A Tale of Two Cultures

August 7th, 2012 by

The post below is a guest post from Buzz Rooney, a practicing HR professional with more than 10 years of experience in the production, manufacturing and retail industries. She currently works for a large retail franchise handling employee relations, health benefits, compliance and more. Read more of her writings, connect and contact her through her website, The Buzz on HR.

Company A had a very strong culture. When you entered their offices, you could feel the positivity exuding from every cubicle. It was clear that people loved working there and that the company worked hard to make the employees feel valued. The office was brightly decorated, the equipment was state-of-the-art, and the break area was stocked with yummy snacks and fun games. The employees always spoke of the company as “us” and “we.” They could recite the history of the organization. They knew how their work connected to the work of others and how it impacted the bottom line of the organization.

Their pride in their practices made them cocky. Over time, the organization began to think their way was the only way to do business. They criticized and ridiculed organizations that weren’t like them – including clients and vendors.

Company B also had a very strong culture. When you entered their offices, you could feel the negativity exuding from every cubicle. It was clear that people resented working there and didn’t feel valued. The office walls were dingy white and undecorated, the equipment was older, and the break area was tiny and full of not-so-gentle reminders (don’t leave dirty dishes in the sink; don’t take people’s stuff out the fridge, etc).  The employees spoke of the company as “they” and “them.” No one knew the history of the organization. They didn’t know how their work connected to the work of others or impacted the bottom line organization.

Their acrimonious attitude made them tense and guarded. Employees were constantly fearful of losing favor with decision-makers. Bullying and passive-aggressive behavior abounded. Every change was met with resistance, reluctance and reticence. When asked to define the culture of their organization, everyone from the owner to the receptionist said “We don’t really have one.”

Wrong! Every organization has culture. It might be a cult or it might be a crock – but it exists and is always there.

Culture is what your employee’s think, feel and express about working there. Most companies actively work to define their culture. Others let it develop organically.

How can you figure out and fix the culture of your organization?

Ask. Employees generally want to give feedback. They want to tell management how they are feeling. Give them the opportunity to do it without fear of retaliation. Also ask your customers and vendors about their experiences working with the employees of your organization and their perceptions of your culture.

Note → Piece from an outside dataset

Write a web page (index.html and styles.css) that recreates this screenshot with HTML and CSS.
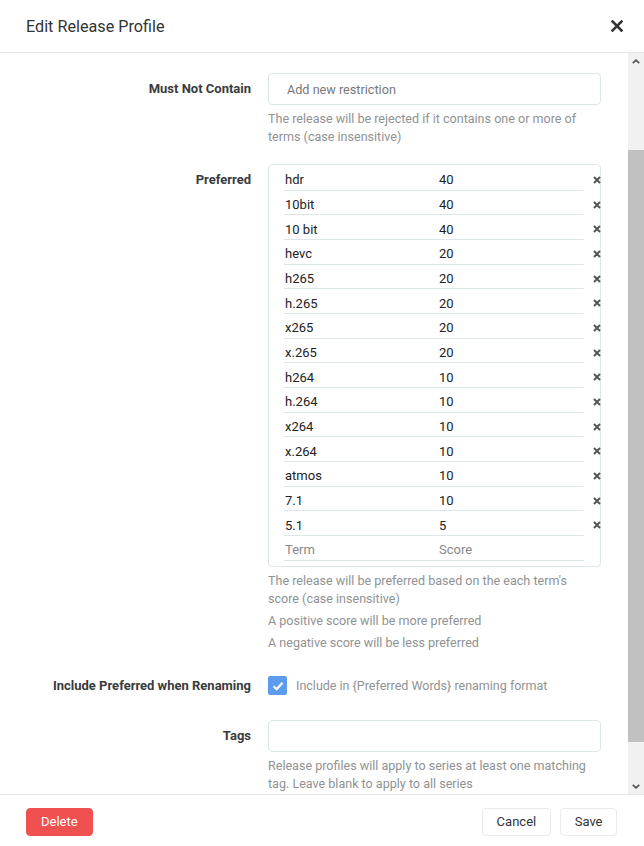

Assess. Once you have the feedback from your customers, employees and vendors, examine it against the mission, vision, values, goals, policies and procedures against the organization. See if the feedback matches. Where it doesn’t match up, determine the cause. Watch for patterns and common threads, such as employees from one area being more or less happy than others. Stay open and willing to embrace the feedback, especially the hard truths.

Adjust. Now that you have the information, it’s time to do something with it. That starts by deciding if you are OK with the feedback received. If the organization does not disagree or isn’t disturbed by the perceptions, there is no need to do anything. However, this isn’t usually the case. More often, organizations are horrified to learn what everyone thinks about them. You have to own the shortcomings in your organization that created those perceptions. Then you have to address the issues at every level. For awhile, all of your decisions and business actions will have to be scrutinized for culture alignment. Eventually, if you don’t give up, the culture you want will take root, blossom and grow.

Culture manifests itself either positively or negatively in the effort and attitude of the employees. Regardless of how it develops, we must know what the culture is – and take the steps to change it when it is not what we want it to be.

Photo Source: Victor1558

3 Responses to “A Tale of Two Cultures”

  1. Colorado Gal says:

    We have had tons of surveys and “tell us what you really think in confidence” (not really confidential either!) and it just goes in one ear and out the other. I have as yet to see this place actually “listen and take action”. We lose alot of good folks and Im on my way too…funny…I feel the most appreciated and valued by the people that cant really do anything about the situations and those that can do something about it, dont.

  2. Buzz Rooney says:

    Thank you for your comment, Colorado Gal.

    It is always disappointing when organizations collect surveys and don’t seem to take any action with the feedback. Sometimes, changes take time — just remember that slow progress is still progress. Other times, the organization collects the survey before it is really ready to take action on the feedback so a lot of time will pass before they do anything with the results. Still, there are times where the organization has no intention of making changes based on the feedback they receive. Organization get into the routine of surveying feedback and just keep doing it. I don’t think this necessarily means the organization doesn’t care, I think it may just mean that correcting culture issues isn’t the priority. The better practice is to wait to take the survey until 3-6 months before the organization is ready to deal with the feedback and/or to let the people being surveyed know when action will be taken on the feedback.

    It’s never fun to work where you don’t feel like you’re being valued for your contribution. Until you find a new position, it is best to focus on doing a good job at the work you’re assigned and collaborating with others so your work doesn’t bottleneck others. That will definitely keep your co-workers valuing you and make work more bearable in the meanwhile.